=== INSTRUCTIONS FOR THE TASK ===
Up to and including the line with "44a15.5 15.5 0", write out the listing from its first line, minus the pictures.

=== INFORMATION PROVIDED ===
□ □ □ □ □

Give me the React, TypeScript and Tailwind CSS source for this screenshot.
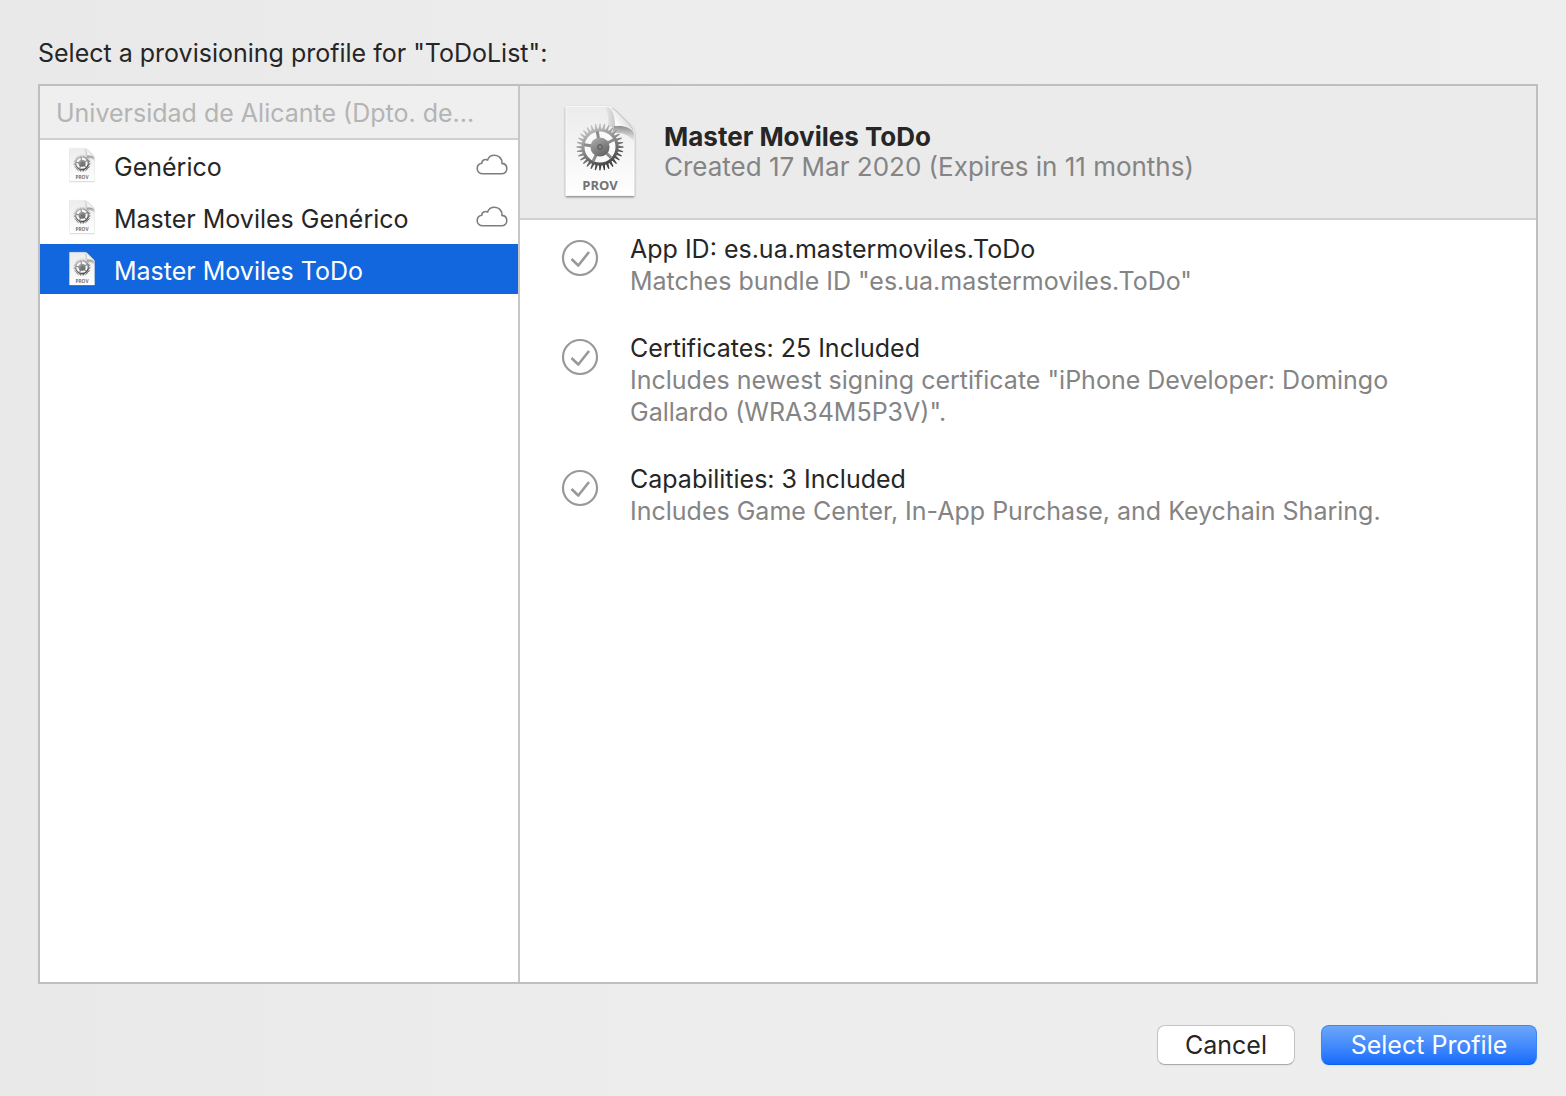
import { useState } from "react";

const TEETH = 32;

function gearOutline(cx: number, cy: number, outer: number, inner: number) {
  const points: string[] = [];
  for (let i = 0; i < TEETH; i++) {
    const step = (Math.PI * 2) / TEETH;
    const a = i * step;
    const at = (r: number, t: number) =>
      `${(cx + r * Math.cos(t)).toFixed(2)},${(cy + r * Math.sin(t)).toFixed(2)}`;
    points.push(
      at(inner, a - step * 0.4),
      at(outer, a - step * 0.1),
      at(outer, a + step * 0.14),
      at(inner, a + step * 0.28),
    );
  }
  return `M${points.join("L")}Z`;
}

const GEAR = gearOutline(38, 44, 23.5, 18.5);
const HOLE = "M22.5 44a15.5 15.5 0 1 0 31 0a15.5 15.5 0 1 0 -31 0Z";

function ProfileIcon({ id, className }: { id: string; className: string }) {
  return (
    <svg viewBox="0 0 76 98" className={className} aria-hidden="true">
      <defs>
        <linearGradient id={`${id}-page`} x1="0" y1="0" x2="0" y2="1">
          <stop offset="0" stopColor="#ececec" />
          <stop offset="0.5" stopColor="#f5f5f5" />
          <stop offset="1" stopColor="#ffffff" />
        </linearGradient>
        <linearGradient id={`${id}-gear`} x1="0.25" y1="0" x2="0.7" y2="1">
          <stop offset="0" stopColor="#cfcfcf" />
          <stop offset="0.5" stopColor="#858585" />
          <stop offset="1" stopColor="#2f2f2f" />
        </linearGradient>
        <linearGradient id={`${id}-hub`} x1="0" y1="0" x2="0.6" y2="1">
          <stop offset="0" stopColor="#b0b0b0" />
          <stop offset="1" stopColor="#666666" />
        </linearGradient>
        <linearGradient id={`${id}-fold`} x1="0" y1="0.8" x2="0.6" y2="0.4">
          <stop offset="0" stopColor="#e4e4e4" />
          <stop offset="0.45" stopColor="#ffffff" />
          <stop offset="1" stopColor="#e2e2e2" />
        </linearGradient>
        <linearGradient id={`${id}-shade`} x1="0.5" y1="0" x2="0.4" y2="1">
          <stop offset="0" stopColor="#8a8a8a" />
          <stop offset="1" stopColor="#b0b0b0" stopOpacity="0" />
        </linearGradient>
        <linearGradient id={`${id}-bend`} x1="0" y1="0" x2="1" y2="0">
          <stop offset="0" stopColor="#c8c8c8" stopOpacity="0" />
          <stop offset="1" stopColor="#c8c8c8" />
        </linearGradient>
        <filter id={`${id}-shadow`} x="-10%" y="-10%" width="120%" height="120%">
          <feDropShadow dx="0" dy="1.2" stdDeviation="1" floodOpacity="0.5" />
        </filter>
      </defs>
      <path
        d="M4 3.500H44C49 3.500 51 5 54 8L68 22C71 25 72 27 72 31V92.500H4Z"
        fill={`url(#${id}-page)`}
        stroke="#ffffff"
        strokeWidth="0.7"
        filter={`url(#${id}-shadow)`}
      />
      <path d="M42 4H46C51 7 53 14 53 24H46C47 15 46 8 42 4Z" fill={`url(#${id}-bend)`} />
      <path d="M52 23C60 22 69 24 72 30V39C67 32 60 29 50 30Z" fill={`url(#${id}-shade)`} />
      <path d="M46 3.500C51 6 54 13 53 23C61 22 69 24 72 30C72 27 71 25 68 22L54 8C51 5 49 4 46 3.500Z" fill={`url(#${id}-fold)`} />
      <path d="M50 5L54 8L68 22L71.500 27" fill="none" stroke="#b5b5b5" strokeWidth="0.7" />
      <path d={HOLE} fill="#fafafa" />
      <path d={GEAR + HOLE} fillRule="evenodd" fill={`url(#${id}-gear)`} />
      <g stroke="#8a8a8a" strokeWidth="3">
        {[-100, -28, 44, 116, 188].map((angle) => (
          <path key={angle} d="M38 44H54" transform={`rotate(${angle} 38 44)`} />
        ))}
      </g>
      <circle cx="38" cy="44" r="9.6" fill={`url(#${id}-hub)`} />
      <circle cx="38" cy="44" r="2.4" fill="#858585" stroke="#555555" strokeWidth="1" />
      <text
        x="38"
        y="87"
        textAnchor="middle"
        fontFamily="'Open Sans', sans-serif"
        fontSize="13"
        fontWeight="700"
        fill="#737373"
      >
        PROV
      </text>
    </svg>
  );
}

function CloudIcon() {
  return (
    <svg viewBox="0 0 32 22" className="h-[22px] w-8 shrink-0" fill="none" stroke="#7d7d7d" strokeWidth="1.6" role="img" aria-label="Managed in the cloud">
      <path d="M7 19.8H25.4C28.6 19.8 30.8 17.6 30.8 14.6C30.8 11.8 28.8 9.700 26 9.400C26.400 4.800 23 1.300 18.600 1.300C15.300 1.300 12.600 3.100 11.600 6C8.700 4.600 5.900 6.300 5.700 9.300C3 9.800 1.200 11.900 1.200 14.600C1.200 17.600 3.700 19.800 7 19.800Z" />
    </svg>
  );
}

function CheckIcon() {
  return (
    <svg viewBox="0 0 38 38" className="mt-1.5 size-[38px] shrink-0" fill="none" stroke="#999999" aria-hidden="true">
      <circle cx="19" cy="19" r="17" strokeWidth="2.2" />
      <path d="M10.500 20L17.300 26.500L28 13" strokeWidth="2.600" strokeLinejoin="round" />
    </svg>
  );
}

const profiles = [
  { id: "generico", name: "Genérico", cloud: true },
  { id: "master-generico", name: "Master Moviles Genérico", cloud: true },
  { id: "master-todo", name: "Master Moviles ToDo", cloud: false },
];

const checks = [
  { title: "App ID: es.ua.mastermoviles.ToDo", detail: 'Matches bundle ID "es.ua.mastermoviles.ToDo"' },
  {
    title: "Certificates: 25 Included",
    detail: 'Includes newest signing certificate "iPhone Developer: Domingo Gallardo (WRA34M5P3V)".',
  },
  { title: "Capabilities: 3 Included", detail: "Includes Game Center, In-App Purchase, and Keychain Sharing." },
];

export default function App() {
  const [selected, setSelected] = useState("master-todo");

  return (
    <main className="flex min-h-screen flex-col bg-linear-to-r from-[#e9e9e9] via-[#ededed] to-[#eeeeee] pt-[37px] pr-7 pb-[31px] pl-[38px] font-['Inter',sans-serif] text-[25px] leading-8 text-[#262626]">
      <h1>Select a provisioning profile for "ToDoList":</h1>

      <div className="mt-[15px] flex flex-1 border-2 border-[#bfbfbf] bg-white">
        <nav aria-label="Provisioning profiles" className="w-[480px] shrink-0 border-r-2 border-[#c6c6c6]">
          <h2 className="flex h-[54px] items-center border-b-2 border-[#d0d0d0] bg-[#efefef] px-4 pt-0.5 whitespace-nowrap text-[#b4b4b4]">
            Universidad de Alicante (Dpto. de...
          </h2>
          <ul className="flex flex-col gap-0.5">
            {profiles.map((profile) => {
              const active = profile.id === selected;
              return (
                <li key={profile.id}>
                  <button
                    type="button"
                    aria-pressed={active}
                    onClick={() => setSelected(profile.id)}
                    className={`flex h-[50px] w-full items-center pr-2.5 pl-7 text-left ${active ? "bg-[#1267df] text-white" : ""}`}
                  >
                    <ProfileIcon id={profile.id} className="h-9 w-7 shrink-0" />
                    <span className="ml-[18px] flex-1 pt-1">{profile.name}</span>
                    {profile.cloud && <CloudIcon />}
                  </button>
                </li>
              );
            })}
          </ul>
        </nav>

        <section className="min-w-0 flex-1">
          <header className="flex h-[134px] items-center border-b-2 border-[#d0d0d0] bg-[#ebebeb] pl-[42px]">
            <ProfileIcon id="detail" className="h-[98px] w-[76px] shrink-0" />
            <div className="ml-[26px] text-[26px] leading-[30px]">
              <h2 className="font-bold">Master Moviles ToDo</h2>
              <p className="text-[#848484]">Created 17 Mar 2020 (Expires in 11 months)</p>
            </div>
          </header>
          <ul className="flex flex-col gap-[35px] pt-[13px] pr-[100px] pl-[41px]">
            {checks.map((check) => (
              <li key={check.title} className="flex gap-[31px]">
                <CheckIcon />
                <div>
                  <h3>{check.title}</h3>
                  <p className="text-[#848484]">{check.detail}</p>
                </div>
              </li>
            ))}
          </ul>
        </section>
      </div>

      <footer className="mt-[41px] flex justify-end gap-[26px] pr-px">
        <button type="button" className="h-10 w-[138px] rounded-lg border border-[#c4c4c4] border-b-[#ababab] bg-white shadow-xs">
          Cancel
        </button>
        <button type="button" className="h-10 w-[216px] rounded-lg border border-[#3d86f5] border-b-[#0f62e8] bg-linear-to-b from-[#6ca6f9] to-[#136cfd] text-white shadow-xs">
          Select Profile
        </button>
      </footer>
    </main>
  );
}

□ □ □ □ □

=== SOLUTION FOR THIS EXERCISE ===
Give me the React, TypeScript and Tailwind CSS source for this screenshot.
import { useState } from "react";

const TEETH = 32;

function gearOutline(cx: number, cy: number, outer: number, inner: number) {
  const points: string[] = [];
  for (let i = 0; i < TEETH; i++) {
    const step = (Math.PI * 2) / TEETH;
    const a = i * step;
    const at = (r: number, t: number) =>
      `${(cx + r * Math.cos(t)).toFixed(2)},${(cy + r * Math.sin(t)).toFixed(2)}`;
    points.push(
      at(inner, a - step * 0.4),
      at(outer, a - step * 0.1),
      at(outer, a + step * 0.14),
      at(inner, a + step * 0.28),
    );
  }
  return `M${points.join("L")}Z`;
}

const GEAR = gearOutline(38, 44, 23.5, 18.5);
const HOLE = "M22.5 44a15.5 15.5 0 1 0 31 0a15.5 15.5 0 1 0 -31 0Z";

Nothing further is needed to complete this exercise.